Since Windows 10 version 1803 (10.0.17134.0) (or Windows Server 2019),
the Windows Universal C Runtime (UCRT) actually does support UTF-8
locales - they're available e.g. via the same names as commonly on Unices,
e.g. "en_US.UTF-8".
The UTF-8 locale support unfortunately has a bug which breaks a couple
tests that were passing previously.

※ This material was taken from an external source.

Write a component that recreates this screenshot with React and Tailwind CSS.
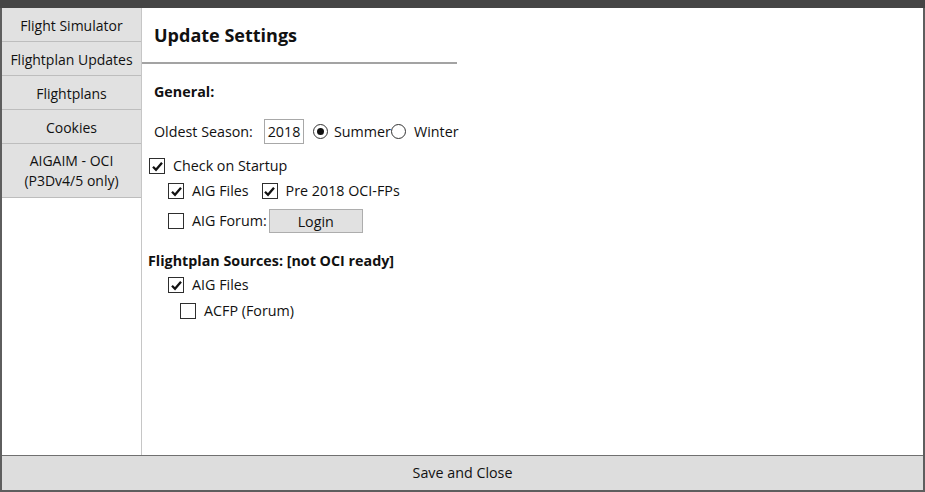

That bug is fixed in the very
latest version of the UCRT (in UCRT 10.0.20348.0, available in Windows
11 or Windows Server 2022), so it will get resolved at some point
eventually, provided that the CI environment does get upgraded to a
newer version of Windows Server.
While the net number of xfailed/passing tests in this patch is a loss,
this does allow fixing a lot more locale tests properly for Windows
in later patches.
Intentionally not touching the ISO-8859-1/2 locales used for testing;
they're not detected and tested/used right now, and fixing that up
is another project.
Would it be easy to detect the UCRT version in CMake and add an appropriate flag libcpp-no-vcruntime? Then we can use UNSUPPORTED: libcpp-ucrt-has-utf8-bug. That way others who want to test on Windows don't need to use the exact same version as the CI has.
When that's not possible I would prefer UNSUPPORTED over XFAIL. Again to avoid failing tests depending on which Windows platform they're executed on.